【街景寸考】5歳児の逃亡劇

 Date:2013年07月24日10時01分 
 Category:エッセイ 
 SubCategory:街景寸考 
 Area:指定なし 
 Writer:大昭寺いさじ
 5歳のとき家から逃亡した。私がまた何かの悪さをしたので、祖父が怒って私を追っかけてきたから逃げた。日常の光景だった。しかし、このときの祖父は顔から火が出ているように見えたので、いつもより遠くに逃げた。我に返って辺りを見ると、普段一人では行ったことのないバス通りの近くまで来ていた。

 そのバス通りを辿れば母が働いている病院がある。祖母と二人で何度もバスに乗って行ったことがあったので路線は覚えていた。その方角を眺めていたら母のところまで行きたくなってきた。不安も恐さもなかった。その病院までは8キロくらいの距離があった。物心がまだ十分でない年齢のころだから我ながら今でも感心する。
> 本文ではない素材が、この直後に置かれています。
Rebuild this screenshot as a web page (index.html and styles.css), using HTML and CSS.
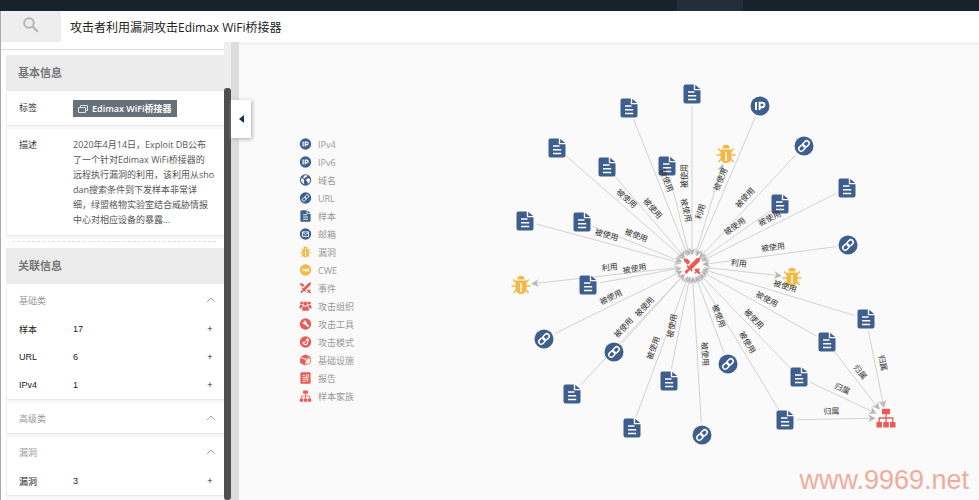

 夏の日差しが照りつける中、私は歩いた。砂利道の時代だったので車が横を通るたびに土埃が舞った。途中、同じ方向を歩いていたどこかのおばさんが声をかけてくれた。どんな会話をしたのか覚えてないが、一緒に歩いて行くことになった。

 おばさんは途中でバス通りから田んぼのあぜ道の方に私を導いた。緑が広がる田んぼの先に大きな百姓家が見えた。その百姓家の裏庭にある井戸端まで来ると、その家のおばさんが井戸水で冷やした瓜を二人に食べさせてくれた。おばさん同士は知り合いのようだった。瓜は思っていたより冷たく、甘かった。

 百姓家を出た後もあぜ道をそのおばさんとしばらく歩き、そして再びバス通りに出た。通りに出たところで氷暖簾の下がる小店があった。おばさんはその店に寄り、カキ氷を奢ってくれた。店の主人からシロップの色を聞かれたので、私は「いちご」と答えた。カキ氷も冷たくて美味しかった。母がいる病院まであとわずかだった。おばさんとはこの店で別れることになった。

 病院に辿り着くと廊下で偶然母と出くわした。母はモップで掃除をしているところだった。「かぁちゃん」という私の声を聞いて、母は顔を上げた。「あららっ」、母はそう言って目を丸くした。

 このとき地元の警察や消防団が私を捜索していたということを知ったのは、何年も経ってからだった。電話がまだどの家にもない時代だったので母からの連絡が遅れ、大きな騒ぎになっていたのだ。5歳の時にしては、しっかり記憶に残った思い出である。